Further information on the Literature and War Readalong 2012, including all the book blurbs, can be found here.

Dickens in December Begins Today

It’s already December and time that we start reading our Dickens novels and watch some movies based on his books. The detailed plan of this month can be found in the Introductory and Sing up Post. I’m co-hosting this event together with Delia (Postcards from Asia). Don’t miss to visit her blog as well.

The most important date to keep in mind is December 21 as that is the date for our A Christmas Carol readalong.

I have already started Great Expectations and really like it so far.

I will re-watch the movie Great Expectations (1998) starring Gwyneth Paltrow as I loved it but I would also like to watch one of the many versions of A Christmas Carol. The one from 1935 can been watched on YouTube.

Do you have a favorite movie version of A Christmas Carol? Let me know. I have a hard time choosing the one I should see.

Gert Ledig: The Stalin Front – Die Stalinorgel (1955) Literature and War Readalong Meets German Literature Month November 2012

The Stalin Front is one of the most unsparingly honest accounts of the Eastern Front. It’s accurate and graphic in its depiction of the horrors of the battle field. The wounds, the cold, the fear and the utter uselessness of it all is captured in spare prose. It’s hard to find another novel which is as explicitly anti-war as this book. Interestingly it is exactly this unpolitical but strong anti-war statement for which Ledig would be criticized later. In his book there are no beastly Nazis or inhuman Russians, but living, breathing, suffering humans, some German, some Russian. At the end of the day, it’s not important. What is important is to show that war is awful, that it saves nobody, literally rips apart the “good” and the “bad” alike and turns each party into a suffering mess.

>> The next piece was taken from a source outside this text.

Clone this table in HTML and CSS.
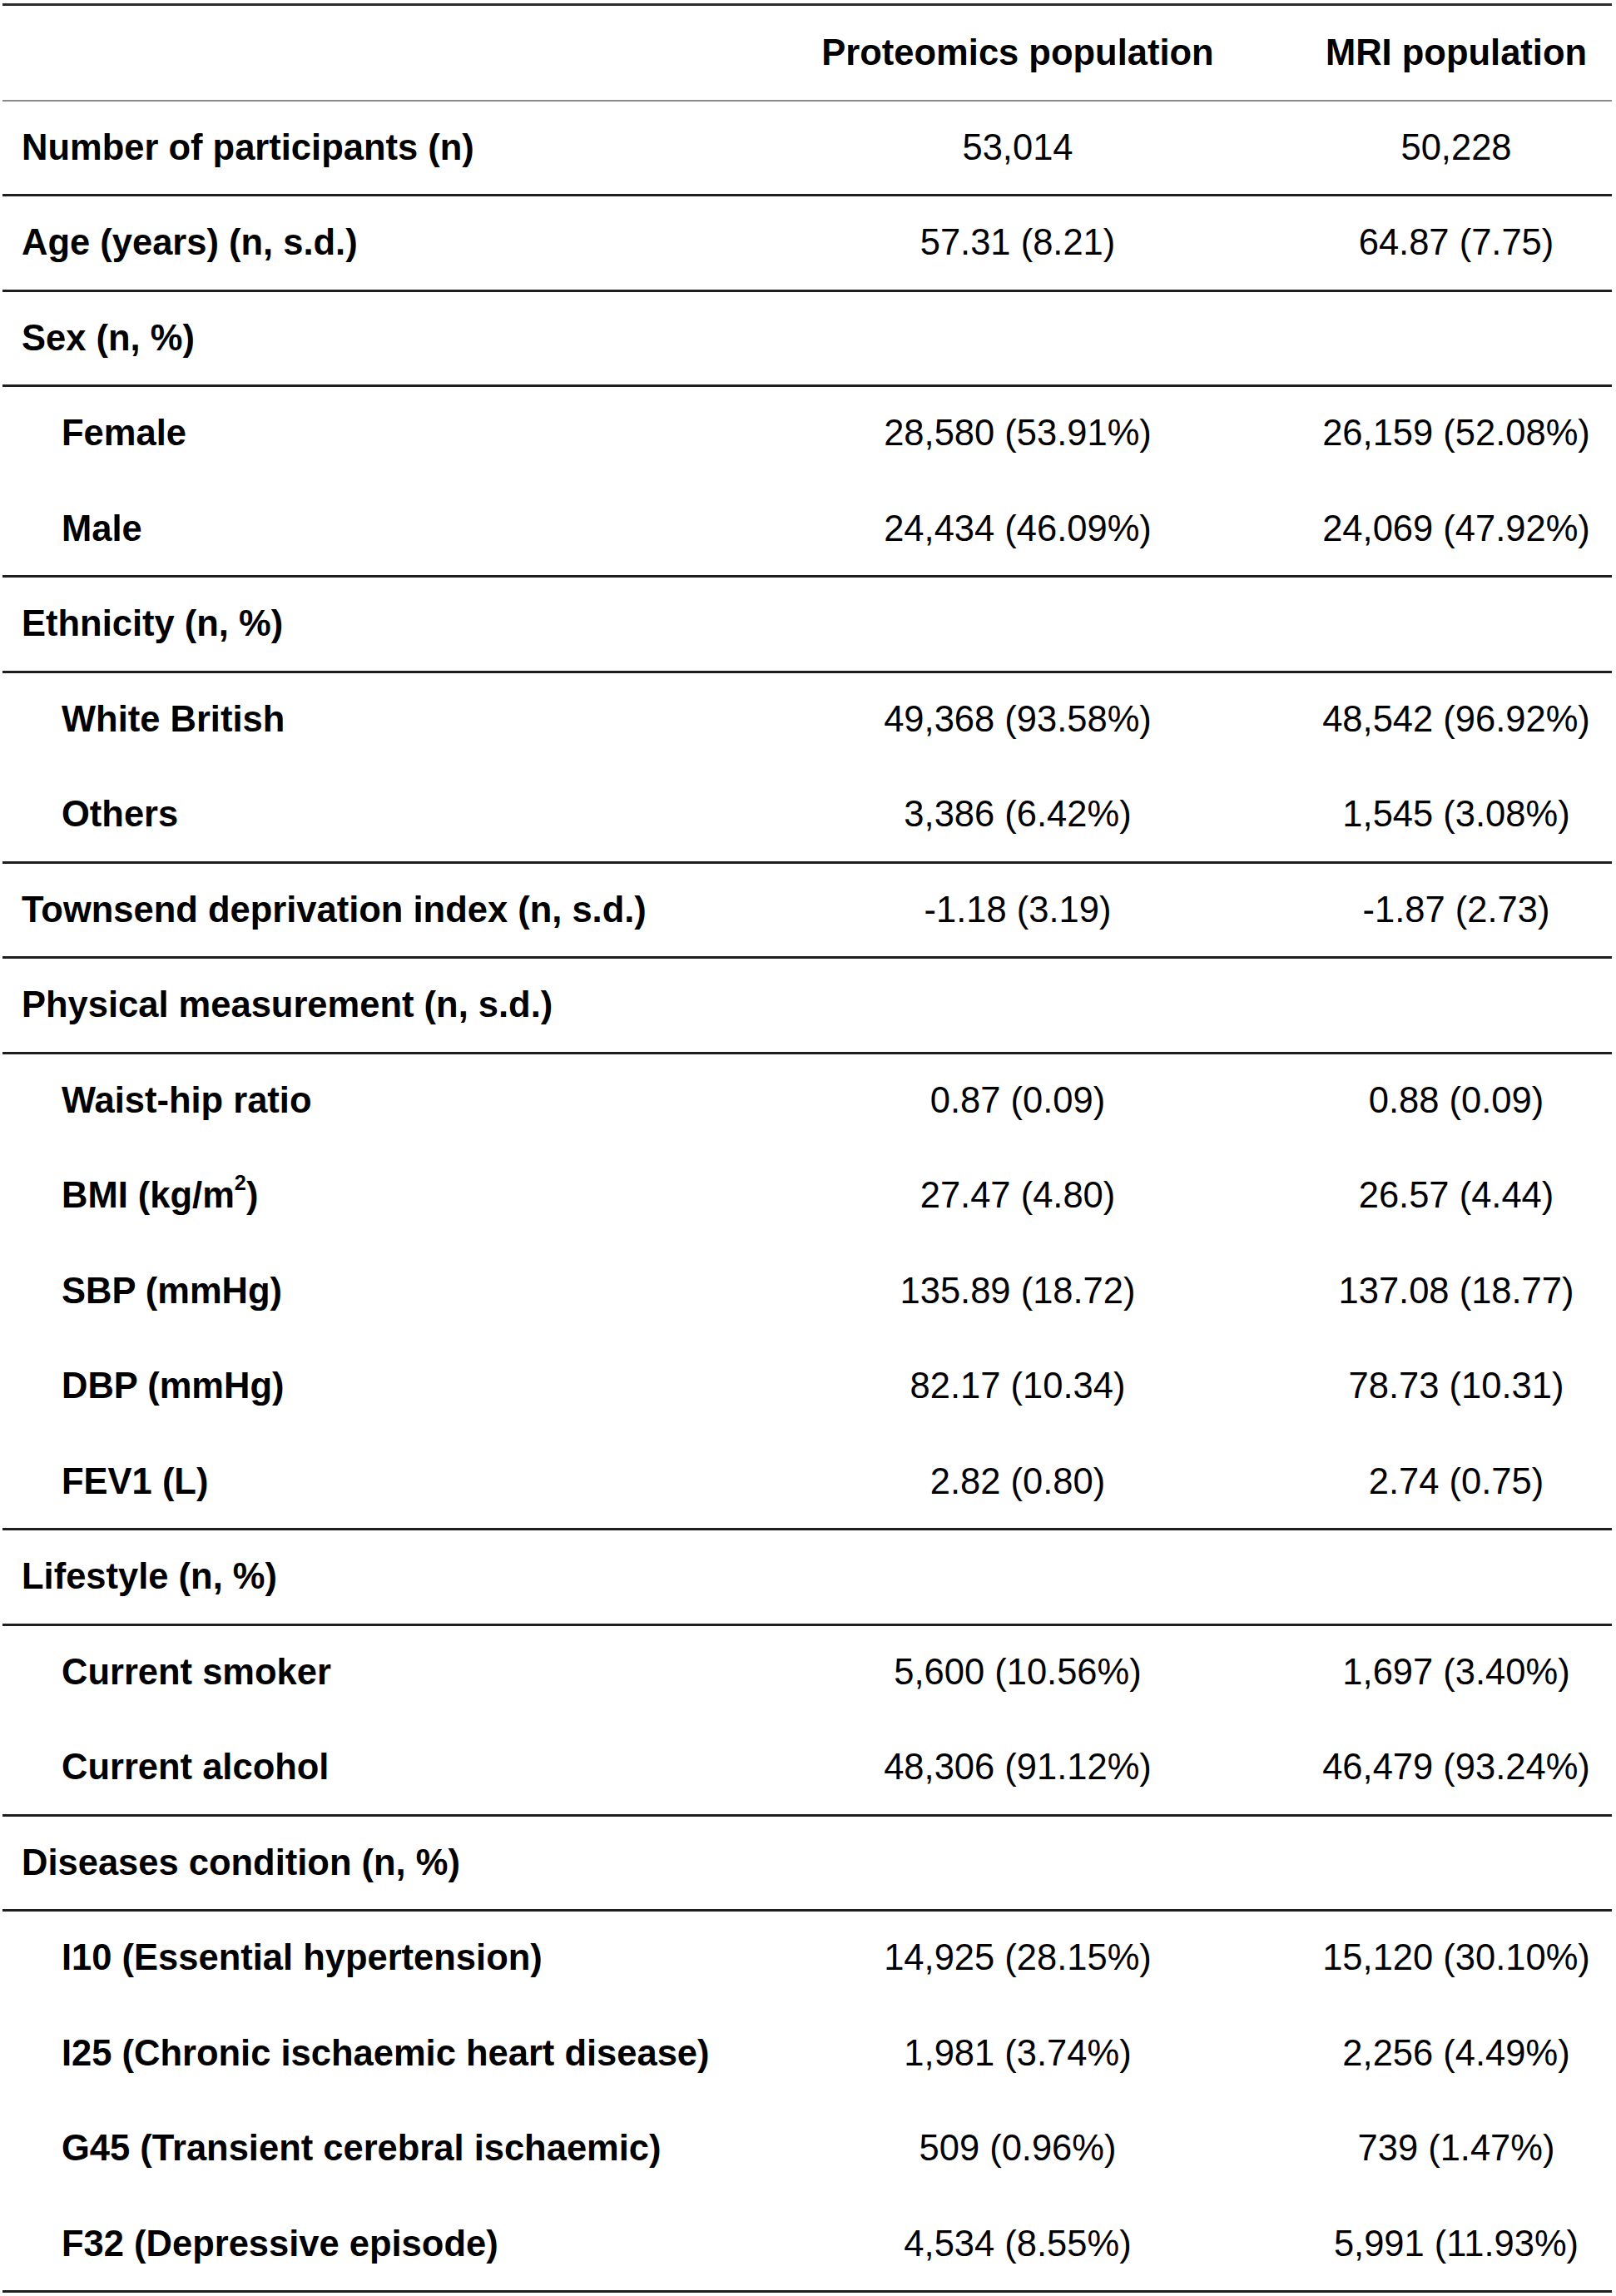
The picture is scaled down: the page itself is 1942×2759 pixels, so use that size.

Ledig chose a rather impersonal way to tell his story. Most of the people in this novel have no name – with the exception of the Russian officers – but are introduced with their ranks. This makes it easier to follow them and also helps to keep the story at arm’s length at first. Later in the story, with little remarks here and there, which reveal the men’s unique stories and characters, we start to see them not only as ranks but as individuals. There is for example the Major whose every hope is crushed when he is informed that his wife and only child have died.

The central story, set during two days, somewhere near Stalingrad, focuses on the defense of a hill. This is a totally futile and senseless thing to do. The Germans can’t keep the hill, their lines have been broken through by the Russian tanks but the orders are clear; they have to stay. The losses on both sides are equally heavy, morales are low everywhere.

I was afraid The Stalin Front would be hard to read but it wasn’t. It was a surprisingly quick read and although it is very graphic it was bearable because Ledig isn’t a manipulative writer. It’s much more as if he had painted with words and I was often reminded of the work of Anselm Kiefer.

Ledig’s book was successful when it came out but soon forgotten because it was considered too dark, too bleak. There is no hope in this book, no heroic figures, there isn’t even right or wrong, just suffering and futility. The absurdity is underlined by small things. Seeing the tanks approach and knowing there would be certain death, many of the men try to escape. Some cross the line and flee to the Russians, others desert or simply look for an outpost which is farther away from the front line. Doing this without explicit order is like deserting. Although everything collapses, the hill is lost, most of the men will die, the high command gives stupid orders like fighting to the last moment and has people who try to save their lives courtmartialled.

The Stalin Front has been compared to All Quiet on the Western Front and I agree, it is equally good but even less sentimental as Ledig chose to have more than a handful of main characters and did not just focus on one person. This makes identification more difficult but I was glad for that. It may sound weird but I really liked this book. I think it’s important and should be much more widely read. No matter what reasons contribute to starting it, ultimately, war is ugly for all the parties involved. The Stalin Front exemplifies this eloquently and forcefully.

Other reviews

Danielle (A Work in Progress)

Lizzy (Lizzy’s Literary Life)

Richard (Caravana de recuerdos)

Rise (in lieu of a field guide) – not part of the readalong per se but worth reading all the same.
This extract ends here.